Saturday, June 22, 2019

Last Ste. Cecile

Today is probably he last time we get to the approachable market of Ste. Cecile. As we departed the kitties were prowling the perimeter. We go to the market a little esrlier today, which meant smaller crowds and better parking. The nougat always looks so enticing, but the reality is that this stuff is crazy expensive and not as tasty as anticipated. After acquiring a short list of goodies, we were back to Chez Pigeon by 10:30 and were greeted by the le Chat perche. After some domestic work, we retreated to the terrace for lunch and vistas.

Friday, June 21, 2019

Across the Rhone

Today we decided to take a short drive to the other side of the Rhone to see if we could find the B&B that Vivian our tomato lady owns. It was a pretty drive over many plane tree lined roads and through the town of Pont St.
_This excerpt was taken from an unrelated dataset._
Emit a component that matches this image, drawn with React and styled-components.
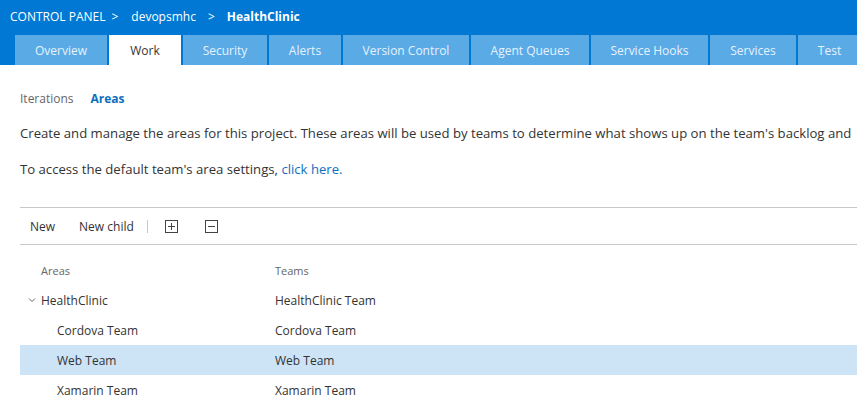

Esprit, perched on he edge of the Rhone River. Once she has left the country, she will rent this entire property for 10 people with pool and AC. We succeeded in finding her place, The Mas de Olivette, up in the hills on the edge of St. Julien de Peyrolas, a village at the gateway to the Ardeche Gorge. As it turns out, Cairanne is not like Velansole, which is the heart of lavender country, but we have really enjoyed the numerous brilliant fields blooming in the area, many of them brand new and I would say that it is just about harvest time. The previous shot is a photo of Cairanne from 4 km away taken on the outskirts of St. Cecile les Vignes. Once back at Chez Pigeon, we had a terrace lunch and noticed these green beetles swarming the olive trees on the property - they were not of the Liverpoolian variety - haha. The trees are not blooming and the fruit is just barely formed, but they sure like something on the trees. Even though we are thousands of kilometres away, I would like to share some news from home. This is a photo of my grand daughter Ella, graduating from grade 6. She was chosen to give the grad speech on behalf of her classmates. Congrats Ella! We are SO proud!!!